The boy did not answer, but turned on his pillow and kissed his sister's shadow as it flitted by.
Gray dawn was in the sky before they spoke again. Bess slept the deep, dreamless sleep of utter weariness, her head pillowed on her arms. Walter sat beside the bed, lost in sweet and bitter musings, silent and motionless, fancying the boy slept. But a low voice broke the silence, whispering feebly.
“Walter, will you take me in your strong arms and lay me on my little couch beside the window? I should love to see the cross again, and it is nearly day.”

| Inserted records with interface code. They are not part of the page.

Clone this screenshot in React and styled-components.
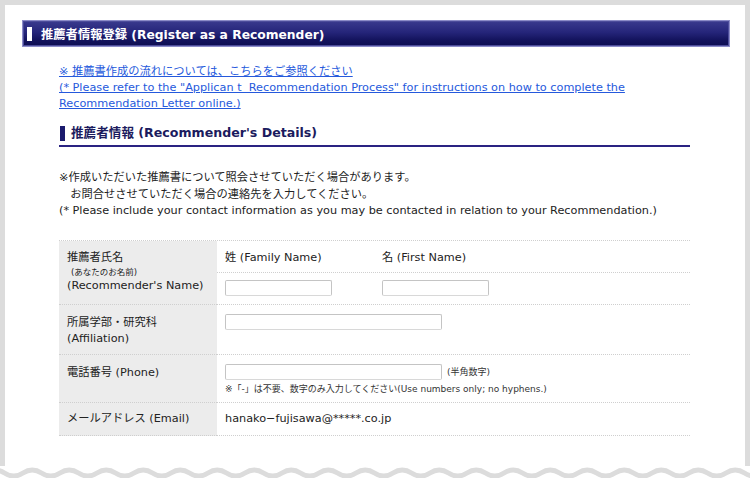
import React from "react";
import styled, { createGlobalStyle } from "styled-components";

const GlobalStyle = createGlobalStyle`
  html, body { margin: 0; padding: 0; background: #fff; }
  body {
    font-family: "DejaVu Sans", "Noto Sans CJK JP", sans-serif;
    color: #222;
  }
`;

const Page = styled.div`
  width: 750px;
`;

const Frame = styled.div`
  box-sizing: border-box;
  width: 750px;
  height: 466px;
  border: 5px solid #dcdcdc;
  border-bottom: none;
  padding: 15px 15px 0 17px;
`;

const TitleBar = styled.h1`
  box-sizing: border-box;
  margin: 0;
  height: 27px;
  display: flex;
  align-items: center;
  gap: 9px;
  padding-left: 4px;
  border: 1px solid #8c8cc8;
  box-shadow: inset 0 0 0 1px #4c4c9a;
  background: linear-gradient(#3a3a8e 0%, #25257a 45%, #14145e 75%, #0d0d52 100%);
  color: #fff;
  font-size: 12.3px;
  font-weight: bold;
`;

const TitleMark = styled.span`
  width: 5px;
  height: 14px;
  background: #fff;
`;

const Body = styled.div`
  width: 631px;
  margin-left: 37px;
`;

const LinkBlock = styled.div`
  margin-top: 17px;
  font-size: 11.25px;
  line-height: 16px;
`;

const Link = styled.a`
  color: #2559dc;
  text-decoration: underline;
  cursor: pointer;
`;

const SectionHead = styled.h2`
  margin: 13px 0 0;
  display: flex;
  align-items: center;
  gap: 6px;
  padding: 0 0 4px 1px;
  border-bottom: 2px solid #2a2382;
  color: #1b1b5e;
  font-size: 12.6px;
  font-weight: bold;
  line-height: 16px;
`;

const SectionMark = styled.span`
  width: 5px;
  height: 15px;
  background: #1b1b6e;
`;

const Notes = styled.p`
  margin: 23px 0 0;
  font-size: 11.25px;
  line-height: 16.5px;
  white-space: pre;
`;

const Table = styled.div`
  margin-top: 20px;
  display: grid;
  grid-template-columns: 158px 1fr;
  border-top: 1px dotted #cfcfcf;
`;

const Label = styled.div`
  box-sizing: border-box;
  background: #ececec;
  padding: ${(p) => p.$pad || "9px 8px"};
  font-size: 11.25px;
  line-height: 16px;
  white-space: nowrap;
  border-bottom: 1px dotted #cfcfcf;
  height: ${(p) => p.$h}px;
`;

const Small = styled.span`
  display: block;
  font-size: 8.5px;
  line-height: 12px;
  padding-left: 4px;
`;

const Cell = styled.div`
  box-sizing: border-box;
  border-bottom: 1px dotted #cfcfcf;
  height: ${(p) => p.$h}px;
  padding: ${(p) => p.$pad || "8px"};
  font-size: 11.25px;
  line-height: 16px;
`;

const SubGrid = styled.div`
  box-sizing: border-box;
  height: 64px;
  display: grid;
  grid-template-rows: 32px 31px;
  border-bottom: 1px dotted #cfcfcf;
`;

const SubRow = styled.div`
  box-sizing: border-box;
  display: grid;
  grid-template-columns: 157px 1fr;
  align-items: center;
  padding-left: 8px;
  font-size: 11.25px;
  border-bottom: ${(p) => (p.$line ? "1px dotted #cfcfcf" : "none")};
`;

const Input = styled.input`
  box-sizing: border-box;
  display: block;
  width: ${(p) => p.$w}px;
  height: 16px;
  margin: 0;
  padding: 0 3px;
  border: 1px solid #c4c4c4;
  border-bottom-color: #d8d8d8;
  border-radius: 2px;
  background: #fff;
  font-size: 11px;
`;

const InlineRow = styled.div`
  display: flex;
  align-items: center;
  gap: 5px;
`;

const Hint = styled.span`
  font-size: 9px;
  line-height: 12px;
  color: #333;
`;

const Note = styled.div`
  margin-top: 3px;
  font-size: 9px;
  line-height: 12px;
  color: #333;
`;

const Wave = styled.svg`
  display: block;
`;

function WaveEdge() {
  const period = 37;
  let d = "M -14 7";
  for (let x = -14; x < 760; x += period) {
    d += ` q ${period / 4} -6 ${period / 2} 0 t ${period / 2} 0`;
  }
  return (
    <Wave width="750" height="12" viewBox="0 0 750 12">
      <path d={d} fill="none" stroke="#dcdcdc" strokeWidth="5" />
    </Wave>
  );
}

export default function App() {
  return (
    <Page>
      <GlobalStyle />
      <Frame>
        <TitleBar>
          <TitleMark />
          推薦者情報登録 (Register as a Recomender)
        </TitleBar>
        <Body>
          <LinkBlock>
            <Link>※ 推薦書作成の流れについては、こちらをご参照ください</Link>
            <br />
            <Link>
              (* Please refer to the "Applican t&nbsp; Recommendation Process" for instructions on how to complete the
              Recommendation Letter online.)
            </Link>
          </LinkBlock>
          <SectionHead>
            <SectionMark />
            推薦者情報 (Recommender's Details)
          </SectionHead>
          <Notes>
            {"※作成いただいた推薦書について照会させていただく場合があります。\n　お問合せさせていただく場合の連絡先を入力してください。\n(* Please include your contact information as you may be contacted in relation to your Recommendation.)"}
          </Notes>
          <Table>
            <Label $h={64} $pad="9px 8px">
              推薦者氏名
              <Small>(あなたのお名前)</Small>
              (Recommender's Name)
            </Label>
            <SubGrid>
              <SubRow $line>
                <span>姓 (Family Name)</span>
                <span>名 (First Name)</span>
              </SubRow>
              <SubRow>
                <Input $w={107} />
                <Input $w={107} />
              </SubRow>
            </SubGrid>

            <Label $h={50} $pad="10px 8px">
              所属学部・研究科
              <br />
              (Affiliation)
            </Label>
            <Cell $h={50} $pad="9px 8px">
              <Input $w={217} />
            </Cell>

            <Label $h={48} $pad="10px 8px">
              電話番号 (Phone)
            </Label>
            <Cell $h={48} $pad="9px 8px">
              <InlineRow>
                <Input $w={217} />
                <Hint>(半角数字)</Hint>
              </InlineRow>
              <Note>※「-」は不要、数字のみ入力してください(Use numbers only; no hyphens.)</Note>
            </Cell>

            <Label $h={33} $pad="8px 8px">
              メールアドレス (Email)
            </Label>
            <Cell $h={33} $pad="8px 8px">
              hanako−fujisawa@*****.co.jp
            </Cell>
          </Table>
        </Body>
      </Frame>
      <WaveEdge />
    </Page>
  );
}
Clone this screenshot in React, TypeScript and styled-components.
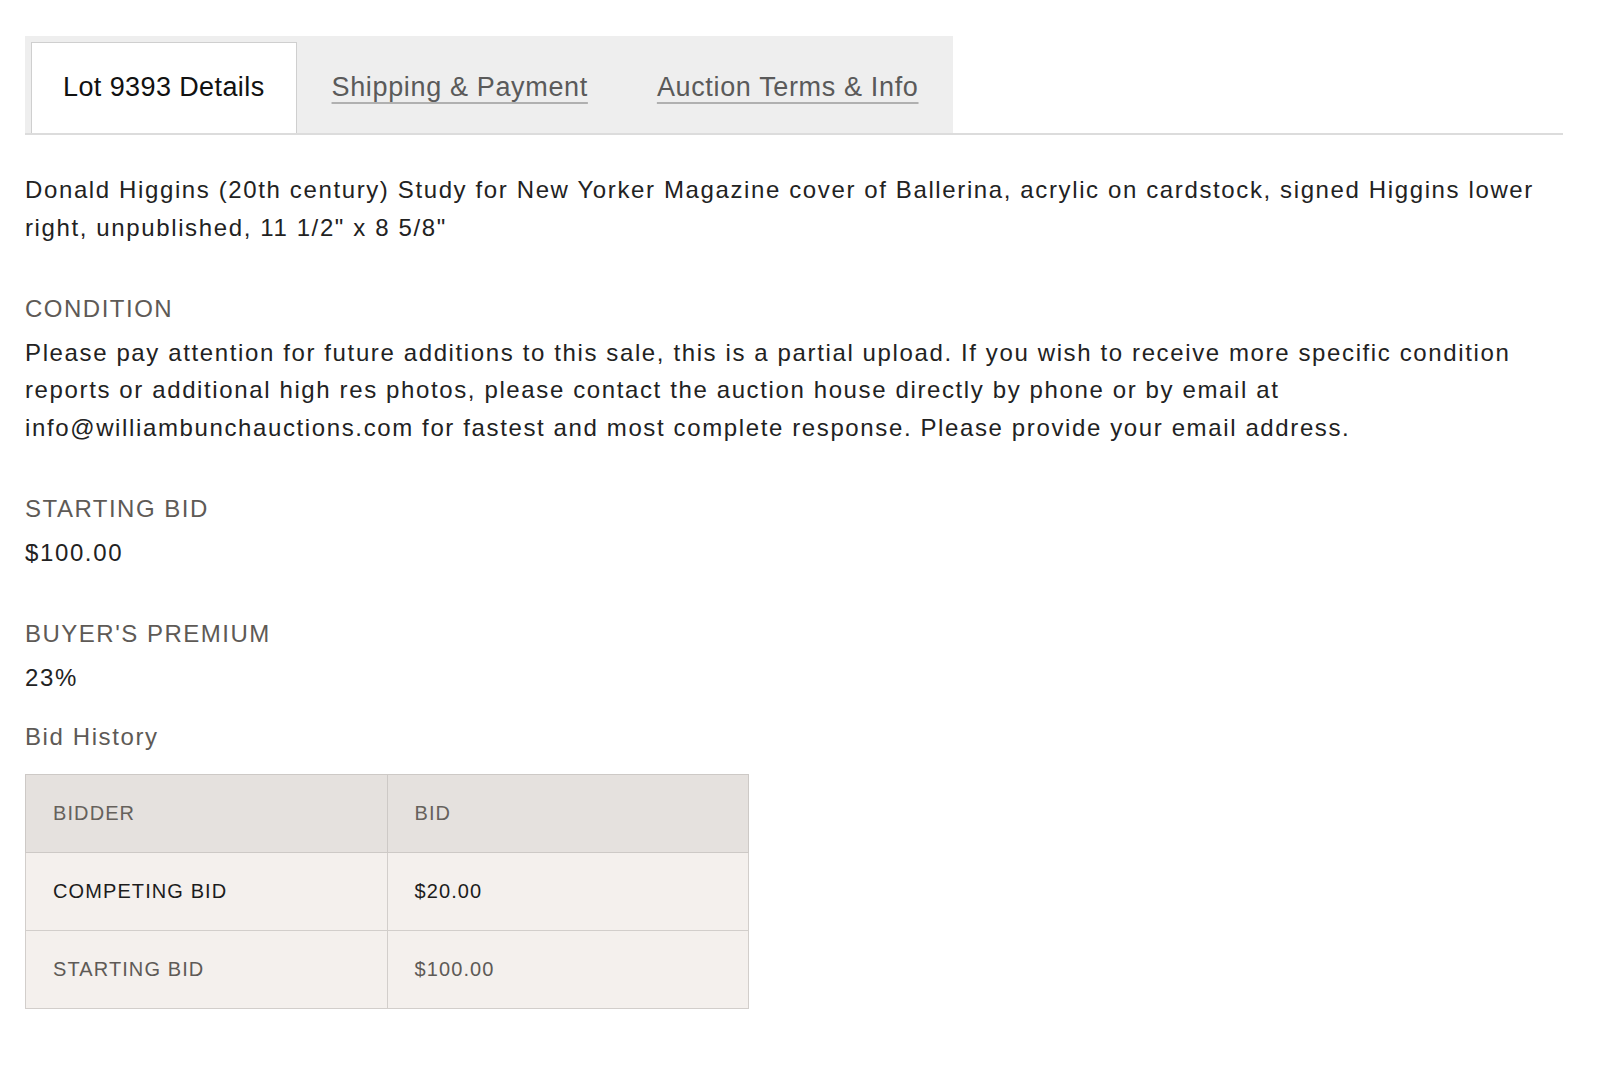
import { createGlobalStyle, styled } from 'styled-components';

const GlobalStyle = createGlobalStyle`
  body {
    margin: 0;
    background: #fff;
    font-family: "Liberation Sans", Arial, sans-serif;
    color: #222;
  }
`;

type Tab = { label: string; active?: boolean };

const tabs: Tab[] = [
  { label: 'Lot 9393 Details', active: true },
  { label: 'Shipping & Payment' },
  { label: 'Auction Terms & Info' },
];

const bids = [
  { bidder: 'COMPETING BID', amount: '$20.00', current: true },
  { bidder: 'STARTING BID', amount: '$100.00', current: false },
];

const App = () => {
  return (
    <>
      <GlobalStyle />
      <S.Page>
        <S.TabRow>
          <S.TabList>
            {tabs.map(tab => (
              <S.Tab key={tab.label} $active={!!tab.active}>
                <S.TabLabel $active={!!tab.active}>{tab.label}</S.TabLabel>
              </S.Tab>
            ))}
          </S.TabList>
        </S.TabRow>

        <S.Content>
          <S.Text>
            Donald Higgins (20th century) Study for New Yorker Magazine cover of Ballerina, acrylic on
            cardstock, signed Higgins lower right, unpublished, 11 1/2" x 8 5/8"
          </S.Text>

          <S.Section>
            <S.Heading>CONDITION</S.Heading>
            <S.Text>
              Please pay attention for future additions to this sale, this is a partial upload. If you
              wish to receive more specific condition reports or additional high res photos, please
              contact the auction house directly by phone or by email at
              info@williambunchauctions.com for fastest and most complete response. Please provide
              your email address.
            </S.Text>
          </S.Section>

          <S.Section>
            <S.Heading>STARTING BID</S.Heading>
            <S.Text>$100.00</S.Text>
          </S.Section>

          <S.Section>
            <S.Heading>BUYER'S PREMIUM</S.Heading>
            <S.Text>23%</S.Text>
          </S.Section>

          <S.HistoryTitle>Bid History</S.HistoryTitle>
          <S.Table>
            <thead>
              <tr>
                <S.HeadCell>BIDDER</S.HeadCell>
                <S.HeadCell>BID</S.HeadCell>
              </tr>
            </thead>
            <tbody>
              {bids.map(bid => (
                <tr key={bid.bidder}>
                  <S.Cell $current={bid.current}>{bid.bidder}</S.Cell>
                  <S.Cell $current={bid.current}>{bid.amount}</S.Cell>
                </tr>
              ))}
            </tbody>
          </S.Table>
        </S.Content>
      </S.Page>
    </>
  );
};

export default App;

const S = {
  Page: styled.div`
    padding: 36px 37px 30px 25px;
  `,
  TabRow: styled.div`
    border-bottom: 2px solid #dcdcdc;
  `,
  TabList: styled.div`
    display: inline-flex;
    box-sizing: border-box;
    background: #eeeeee;
    padding: 6px 0 0 6px;
    height: 97px;
  `,
  Tab: styled.div<{ $active: boolean }>`
    display: flex;
    align-items: center;
    justify-content: center;
    box-sizing: border-box;
    padding: ${p => (p.$active ? '0 31px 2px' : '0 33px 2px 34px')};
    background: ${p => (p.$active ? '#fff' : 'transparent')};
    border: 1px solid ${p => (p.$active ? '#cfcfcf' : 'transparent')};
    border-bottom: none;
  `,
  TabLabel: styled.span<{ $active: boolean }>`
    font-size: 27px;
    letter-spacing: ${p => (p.$active ? '0.4px' : '0.65px')};
    color: ${p => (p.$active ? '#111' : '#5a5a5a')};
    text-decoration: ${p => (p.$active ? 'none' : 'underline')};
    text-decoration-color: #b0b0b0;
    text-decoration-thickness: 2px;
    text-underline-offset: 6px;
  `,
  Content: styled.div`
    padding-top: 36px;
  `,
  Section: styled.div`
    margin-top: 43px;
  `,
  Heading: styled.div`
    font-size: 24px;
    line-height: 38px;
    letter-spacing: 1.5px;
    color: #5e5a56;
    margin-bottom: 6px;
  `,
  Text: styled.p`
    margin: 0;
    font-size: 24px;
    line-height: 37.8px;
    letter-spacing: 1.62px;
    color: #222;
  `,
  HistoryTitle: styled.div`
    margin-top: 21px;
    font-size: 24px;
    line-height: 38px;
    letter-spacing: 1.6px;
    color: #5e5a56;
  `,
  Table: styled.table`
    margin-top: 18px;
    width: 724px;
    border-collapse: collapse;
    border: 1px solid #d6d2cf;
  `,
  HeadCell: styled.th`
    width: 50%;
    height: 78px;
    box-sizing: border-box;
    padding: 0 27px;
    text-align: left;
    font-weight: normal;
    font-size: 20px;
    letter-spacing: 1.1px;
    color: #66615c;
    background: #e5e1de;
    border: 1px solid #cdc9c6;
  `,
  Cell: styled.td<{ $current: boolean }>`
    height: 78px;
    box-sizing: border-box;
    padding: 0 27px;
    font-size: 20px;
    letter-spacing: 1.1px;
    color: ${p => (p.$current ? '#1c1c1c' : '#5e5a56')};
    background: #f4f0ed;
    border: 1px solid #d2cecb;
  `,
};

So light, so very light, the burden seemed, Walter turned his face aside lest the boy should see the sorrowful emotion painted there, and with a close embrace he laid him tenderly down to watch the first ray climbing up the old gray tower.
“The frost lies so thickly on the window-panes that you cannot see it, even when the light comes, Jamie,” said his friend, vainly trying to gratify the boy's wish.
“The sun will melt it soon, and I can wait,--I can wait, Walter; it's but a little while;” and Jamie, with a patient smile, turned his face to the dim window and lay silent.
Higher and higher crept the sunshine till it shone through the frostwork on the boy's bright head; his bird awoke and carolled blithely, but he never stirred.
“Asleep at last, poor, tired little Jamie; I'll not wake him till the day is warmer;” and Walter, folding the coverings closer over the quiet figure, sat beside it, waiting till it should wake.